- PROBLEM DESCRIPTION:
Your answer should be a single number: the count of lines containing the string "React".

[Front-end source files]

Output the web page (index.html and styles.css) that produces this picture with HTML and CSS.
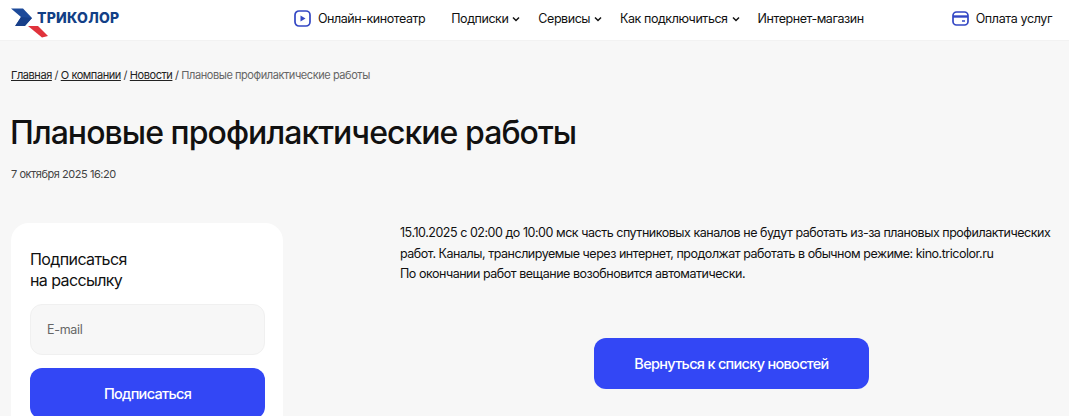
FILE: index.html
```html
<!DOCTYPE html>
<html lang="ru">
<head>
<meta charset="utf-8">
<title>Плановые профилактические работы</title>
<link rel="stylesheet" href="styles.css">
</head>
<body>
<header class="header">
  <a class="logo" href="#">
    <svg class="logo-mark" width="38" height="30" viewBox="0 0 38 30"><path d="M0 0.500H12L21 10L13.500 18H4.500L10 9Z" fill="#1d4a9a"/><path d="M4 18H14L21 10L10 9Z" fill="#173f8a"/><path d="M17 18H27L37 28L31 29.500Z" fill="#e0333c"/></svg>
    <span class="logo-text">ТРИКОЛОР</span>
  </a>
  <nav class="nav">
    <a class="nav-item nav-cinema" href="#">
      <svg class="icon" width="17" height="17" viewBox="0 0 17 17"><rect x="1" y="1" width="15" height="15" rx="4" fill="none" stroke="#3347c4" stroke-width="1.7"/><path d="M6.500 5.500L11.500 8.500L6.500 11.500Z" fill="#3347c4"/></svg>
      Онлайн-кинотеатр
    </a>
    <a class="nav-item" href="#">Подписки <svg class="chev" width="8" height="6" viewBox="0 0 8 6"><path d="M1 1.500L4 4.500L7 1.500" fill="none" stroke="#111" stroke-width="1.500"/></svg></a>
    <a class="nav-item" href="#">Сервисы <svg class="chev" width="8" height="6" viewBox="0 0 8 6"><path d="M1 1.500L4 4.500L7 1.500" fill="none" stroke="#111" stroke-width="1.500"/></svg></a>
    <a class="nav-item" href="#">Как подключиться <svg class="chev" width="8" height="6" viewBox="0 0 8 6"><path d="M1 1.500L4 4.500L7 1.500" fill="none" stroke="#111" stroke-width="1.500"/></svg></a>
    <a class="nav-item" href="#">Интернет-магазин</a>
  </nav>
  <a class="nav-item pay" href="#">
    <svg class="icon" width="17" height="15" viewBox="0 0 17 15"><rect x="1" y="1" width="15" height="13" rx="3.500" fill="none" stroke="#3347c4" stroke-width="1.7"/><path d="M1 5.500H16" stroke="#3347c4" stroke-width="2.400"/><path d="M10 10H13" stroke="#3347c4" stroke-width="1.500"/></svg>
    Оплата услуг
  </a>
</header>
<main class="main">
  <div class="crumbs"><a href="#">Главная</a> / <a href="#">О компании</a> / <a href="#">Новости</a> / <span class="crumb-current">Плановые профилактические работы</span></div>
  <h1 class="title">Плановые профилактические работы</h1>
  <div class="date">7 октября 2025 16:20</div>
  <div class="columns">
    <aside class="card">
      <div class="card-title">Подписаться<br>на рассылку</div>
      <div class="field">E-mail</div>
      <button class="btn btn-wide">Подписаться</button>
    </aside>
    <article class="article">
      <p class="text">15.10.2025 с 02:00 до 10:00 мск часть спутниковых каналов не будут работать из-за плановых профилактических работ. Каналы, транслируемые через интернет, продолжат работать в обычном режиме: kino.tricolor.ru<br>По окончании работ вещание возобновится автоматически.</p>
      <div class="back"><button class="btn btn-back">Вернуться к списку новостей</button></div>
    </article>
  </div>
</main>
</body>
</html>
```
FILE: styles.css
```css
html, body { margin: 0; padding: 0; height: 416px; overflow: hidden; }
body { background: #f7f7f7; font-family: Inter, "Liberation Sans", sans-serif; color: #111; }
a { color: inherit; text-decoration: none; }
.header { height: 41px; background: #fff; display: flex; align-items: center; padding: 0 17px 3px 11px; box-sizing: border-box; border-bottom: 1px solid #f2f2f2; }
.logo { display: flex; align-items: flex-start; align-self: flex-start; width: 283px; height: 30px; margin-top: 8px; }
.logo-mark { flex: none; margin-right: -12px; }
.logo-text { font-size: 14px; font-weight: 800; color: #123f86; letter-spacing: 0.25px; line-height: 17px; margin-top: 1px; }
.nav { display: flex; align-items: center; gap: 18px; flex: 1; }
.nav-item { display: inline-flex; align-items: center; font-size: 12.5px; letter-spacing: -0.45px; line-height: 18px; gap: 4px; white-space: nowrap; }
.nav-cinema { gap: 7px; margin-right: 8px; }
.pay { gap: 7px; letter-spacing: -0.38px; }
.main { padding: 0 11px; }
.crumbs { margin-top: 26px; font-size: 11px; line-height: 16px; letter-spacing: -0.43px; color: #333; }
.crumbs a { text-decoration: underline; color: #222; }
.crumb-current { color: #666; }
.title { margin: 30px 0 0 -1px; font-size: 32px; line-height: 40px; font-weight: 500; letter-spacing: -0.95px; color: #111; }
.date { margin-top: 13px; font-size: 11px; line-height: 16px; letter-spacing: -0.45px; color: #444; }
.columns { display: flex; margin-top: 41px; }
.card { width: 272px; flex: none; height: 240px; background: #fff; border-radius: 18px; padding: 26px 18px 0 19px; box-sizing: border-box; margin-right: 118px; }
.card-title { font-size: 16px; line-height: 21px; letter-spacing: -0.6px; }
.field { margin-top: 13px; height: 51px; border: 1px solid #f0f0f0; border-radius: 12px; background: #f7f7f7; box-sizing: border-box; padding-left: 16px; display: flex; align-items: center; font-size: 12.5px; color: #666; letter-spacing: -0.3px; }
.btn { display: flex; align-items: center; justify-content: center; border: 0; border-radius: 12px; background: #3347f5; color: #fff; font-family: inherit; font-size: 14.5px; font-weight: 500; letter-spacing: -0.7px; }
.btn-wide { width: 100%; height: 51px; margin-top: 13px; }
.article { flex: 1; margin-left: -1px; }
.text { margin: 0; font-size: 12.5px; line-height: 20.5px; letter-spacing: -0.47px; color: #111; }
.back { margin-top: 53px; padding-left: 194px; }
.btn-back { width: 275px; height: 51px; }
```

==

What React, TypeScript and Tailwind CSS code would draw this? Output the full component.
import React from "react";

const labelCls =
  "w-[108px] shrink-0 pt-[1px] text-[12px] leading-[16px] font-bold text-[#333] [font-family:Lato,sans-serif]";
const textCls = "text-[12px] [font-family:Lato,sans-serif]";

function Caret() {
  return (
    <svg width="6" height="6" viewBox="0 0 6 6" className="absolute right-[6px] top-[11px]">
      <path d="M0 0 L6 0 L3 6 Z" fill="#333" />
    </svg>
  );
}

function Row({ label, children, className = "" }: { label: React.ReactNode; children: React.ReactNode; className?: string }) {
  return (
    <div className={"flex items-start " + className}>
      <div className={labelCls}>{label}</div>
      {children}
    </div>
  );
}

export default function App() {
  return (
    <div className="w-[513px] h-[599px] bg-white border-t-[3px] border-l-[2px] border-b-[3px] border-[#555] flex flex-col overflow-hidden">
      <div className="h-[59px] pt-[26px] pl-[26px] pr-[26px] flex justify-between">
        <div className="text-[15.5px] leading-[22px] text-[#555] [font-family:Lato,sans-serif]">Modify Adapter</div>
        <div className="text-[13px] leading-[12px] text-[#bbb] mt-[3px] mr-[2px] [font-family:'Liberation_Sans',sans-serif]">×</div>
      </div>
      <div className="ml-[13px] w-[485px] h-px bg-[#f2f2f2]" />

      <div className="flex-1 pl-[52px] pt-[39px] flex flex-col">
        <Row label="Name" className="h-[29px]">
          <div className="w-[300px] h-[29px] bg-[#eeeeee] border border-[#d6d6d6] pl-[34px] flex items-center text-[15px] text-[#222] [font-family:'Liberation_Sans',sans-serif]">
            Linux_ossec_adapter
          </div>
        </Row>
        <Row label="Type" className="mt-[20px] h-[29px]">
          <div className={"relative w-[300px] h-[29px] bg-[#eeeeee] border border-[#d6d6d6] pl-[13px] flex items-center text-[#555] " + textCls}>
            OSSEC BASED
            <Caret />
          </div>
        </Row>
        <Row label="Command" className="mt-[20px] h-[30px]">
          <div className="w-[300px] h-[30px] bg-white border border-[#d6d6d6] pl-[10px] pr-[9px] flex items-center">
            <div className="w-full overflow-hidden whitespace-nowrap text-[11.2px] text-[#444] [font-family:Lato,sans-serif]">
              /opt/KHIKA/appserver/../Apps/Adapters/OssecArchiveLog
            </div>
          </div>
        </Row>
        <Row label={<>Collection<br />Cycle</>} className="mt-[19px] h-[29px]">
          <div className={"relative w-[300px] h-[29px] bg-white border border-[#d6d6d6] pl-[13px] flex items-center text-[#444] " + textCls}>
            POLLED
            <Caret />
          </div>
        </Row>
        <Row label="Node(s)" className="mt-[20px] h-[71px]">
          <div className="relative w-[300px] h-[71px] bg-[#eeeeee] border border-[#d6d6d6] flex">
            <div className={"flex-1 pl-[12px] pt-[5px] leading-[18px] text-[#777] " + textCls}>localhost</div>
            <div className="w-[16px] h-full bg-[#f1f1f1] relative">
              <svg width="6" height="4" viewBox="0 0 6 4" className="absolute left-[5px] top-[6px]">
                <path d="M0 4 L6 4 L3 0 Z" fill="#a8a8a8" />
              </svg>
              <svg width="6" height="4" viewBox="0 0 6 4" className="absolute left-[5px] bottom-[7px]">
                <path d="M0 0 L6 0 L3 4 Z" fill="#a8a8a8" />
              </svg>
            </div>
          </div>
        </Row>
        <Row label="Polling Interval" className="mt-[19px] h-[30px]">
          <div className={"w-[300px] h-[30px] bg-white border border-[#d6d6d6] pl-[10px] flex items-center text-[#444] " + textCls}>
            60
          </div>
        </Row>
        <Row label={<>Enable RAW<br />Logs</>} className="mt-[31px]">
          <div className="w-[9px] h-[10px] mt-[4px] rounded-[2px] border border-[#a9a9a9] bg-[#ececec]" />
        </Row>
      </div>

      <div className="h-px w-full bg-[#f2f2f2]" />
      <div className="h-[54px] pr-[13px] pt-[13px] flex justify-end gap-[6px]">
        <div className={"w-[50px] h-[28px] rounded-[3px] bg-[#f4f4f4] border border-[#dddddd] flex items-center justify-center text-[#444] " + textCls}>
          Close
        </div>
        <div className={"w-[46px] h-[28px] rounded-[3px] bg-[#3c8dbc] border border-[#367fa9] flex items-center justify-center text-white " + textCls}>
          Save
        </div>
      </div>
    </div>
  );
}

...

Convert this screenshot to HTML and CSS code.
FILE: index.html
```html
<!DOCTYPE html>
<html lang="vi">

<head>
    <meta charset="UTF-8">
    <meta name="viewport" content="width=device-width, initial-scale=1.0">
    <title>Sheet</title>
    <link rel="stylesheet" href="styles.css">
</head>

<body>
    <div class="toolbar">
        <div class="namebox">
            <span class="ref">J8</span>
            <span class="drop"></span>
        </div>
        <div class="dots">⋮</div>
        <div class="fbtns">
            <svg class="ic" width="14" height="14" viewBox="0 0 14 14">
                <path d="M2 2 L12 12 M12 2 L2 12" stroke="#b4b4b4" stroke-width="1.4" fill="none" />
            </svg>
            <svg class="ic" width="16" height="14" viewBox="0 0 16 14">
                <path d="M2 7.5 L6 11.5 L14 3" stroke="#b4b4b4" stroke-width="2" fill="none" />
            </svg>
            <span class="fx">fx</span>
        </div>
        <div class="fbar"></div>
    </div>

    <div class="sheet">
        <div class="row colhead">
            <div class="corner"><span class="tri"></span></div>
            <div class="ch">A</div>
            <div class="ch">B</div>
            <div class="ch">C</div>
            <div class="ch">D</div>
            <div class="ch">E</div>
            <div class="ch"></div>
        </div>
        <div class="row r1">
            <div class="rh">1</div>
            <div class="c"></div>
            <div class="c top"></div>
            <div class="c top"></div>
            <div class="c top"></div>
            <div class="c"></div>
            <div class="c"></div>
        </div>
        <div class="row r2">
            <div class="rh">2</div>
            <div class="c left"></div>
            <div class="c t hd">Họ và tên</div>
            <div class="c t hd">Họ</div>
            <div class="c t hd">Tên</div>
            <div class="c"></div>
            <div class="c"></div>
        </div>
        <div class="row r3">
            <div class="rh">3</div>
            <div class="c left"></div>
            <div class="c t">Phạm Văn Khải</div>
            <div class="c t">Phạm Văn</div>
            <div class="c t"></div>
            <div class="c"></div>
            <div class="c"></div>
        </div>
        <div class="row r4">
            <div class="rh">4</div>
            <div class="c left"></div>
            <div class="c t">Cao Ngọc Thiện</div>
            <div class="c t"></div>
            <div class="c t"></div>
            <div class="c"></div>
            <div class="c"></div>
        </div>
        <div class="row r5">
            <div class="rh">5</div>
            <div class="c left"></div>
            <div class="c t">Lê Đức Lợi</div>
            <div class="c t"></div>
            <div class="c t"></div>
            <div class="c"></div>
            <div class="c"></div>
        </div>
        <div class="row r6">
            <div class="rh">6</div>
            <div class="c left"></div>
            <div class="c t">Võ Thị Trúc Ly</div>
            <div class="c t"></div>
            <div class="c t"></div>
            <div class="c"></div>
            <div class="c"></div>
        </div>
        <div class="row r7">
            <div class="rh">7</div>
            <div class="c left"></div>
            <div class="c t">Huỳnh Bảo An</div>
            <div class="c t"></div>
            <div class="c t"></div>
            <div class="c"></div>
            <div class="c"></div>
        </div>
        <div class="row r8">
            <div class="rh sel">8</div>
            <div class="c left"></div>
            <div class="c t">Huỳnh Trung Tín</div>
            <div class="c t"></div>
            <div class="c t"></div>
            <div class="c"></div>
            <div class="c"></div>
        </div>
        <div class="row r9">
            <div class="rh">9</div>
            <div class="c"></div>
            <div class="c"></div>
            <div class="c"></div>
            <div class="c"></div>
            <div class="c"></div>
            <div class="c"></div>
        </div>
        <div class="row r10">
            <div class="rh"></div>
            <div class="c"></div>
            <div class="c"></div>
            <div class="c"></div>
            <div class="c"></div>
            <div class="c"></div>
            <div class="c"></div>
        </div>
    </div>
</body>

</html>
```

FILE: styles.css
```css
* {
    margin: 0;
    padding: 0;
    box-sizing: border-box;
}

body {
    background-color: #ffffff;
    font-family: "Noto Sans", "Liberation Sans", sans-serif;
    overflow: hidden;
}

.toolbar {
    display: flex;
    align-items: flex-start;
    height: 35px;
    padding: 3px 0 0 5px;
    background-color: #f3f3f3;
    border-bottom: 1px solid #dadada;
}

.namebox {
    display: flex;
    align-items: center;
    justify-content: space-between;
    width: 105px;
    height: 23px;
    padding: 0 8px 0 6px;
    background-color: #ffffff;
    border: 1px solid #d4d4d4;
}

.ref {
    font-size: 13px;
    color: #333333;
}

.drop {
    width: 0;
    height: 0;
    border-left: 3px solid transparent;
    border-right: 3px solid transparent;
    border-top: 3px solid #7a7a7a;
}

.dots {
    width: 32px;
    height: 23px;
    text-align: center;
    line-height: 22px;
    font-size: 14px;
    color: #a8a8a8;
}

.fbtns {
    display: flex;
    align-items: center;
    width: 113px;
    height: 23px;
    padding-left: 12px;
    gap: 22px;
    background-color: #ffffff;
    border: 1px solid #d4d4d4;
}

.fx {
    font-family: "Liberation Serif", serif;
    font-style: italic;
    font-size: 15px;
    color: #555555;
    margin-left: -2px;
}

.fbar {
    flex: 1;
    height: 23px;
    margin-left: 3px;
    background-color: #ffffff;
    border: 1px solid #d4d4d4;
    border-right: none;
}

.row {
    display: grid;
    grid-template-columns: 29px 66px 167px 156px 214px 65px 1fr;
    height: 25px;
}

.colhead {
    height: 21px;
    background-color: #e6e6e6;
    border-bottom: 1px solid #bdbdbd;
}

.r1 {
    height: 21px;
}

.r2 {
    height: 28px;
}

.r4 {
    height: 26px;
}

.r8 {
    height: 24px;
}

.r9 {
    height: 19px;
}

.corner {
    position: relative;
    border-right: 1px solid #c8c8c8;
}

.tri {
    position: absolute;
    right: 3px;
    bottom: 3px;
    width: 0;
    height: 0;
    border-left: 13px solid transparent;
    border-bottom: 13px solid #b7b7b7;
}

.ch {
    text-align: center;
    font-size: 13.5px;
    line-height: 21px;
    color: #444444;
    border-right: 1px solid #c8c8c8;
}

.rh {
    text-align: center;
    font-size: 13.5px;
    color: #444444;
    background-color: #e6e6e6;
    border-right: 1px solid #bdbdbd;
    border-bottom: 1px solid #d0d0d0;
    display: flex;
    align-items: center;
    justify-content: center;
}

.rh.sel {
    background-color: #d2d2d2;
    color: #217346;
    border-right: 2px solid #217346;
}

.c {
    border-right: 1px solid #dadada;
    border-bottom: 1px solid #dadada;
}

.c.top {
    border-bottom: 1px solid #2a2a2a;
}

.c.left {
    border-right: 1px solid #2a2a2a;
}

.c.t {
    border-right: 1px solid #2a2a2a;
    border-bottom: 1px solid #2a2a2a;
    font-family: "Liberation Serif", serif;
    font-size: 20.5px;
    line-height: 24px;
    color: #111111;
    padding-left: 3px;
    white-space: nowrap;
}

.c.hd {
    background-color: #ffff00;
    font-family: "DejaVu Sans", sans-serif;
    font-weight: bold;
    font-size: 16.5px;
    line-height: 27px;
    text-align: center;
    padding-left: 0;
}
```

- ANSWER TO THIS PROBLEM:
3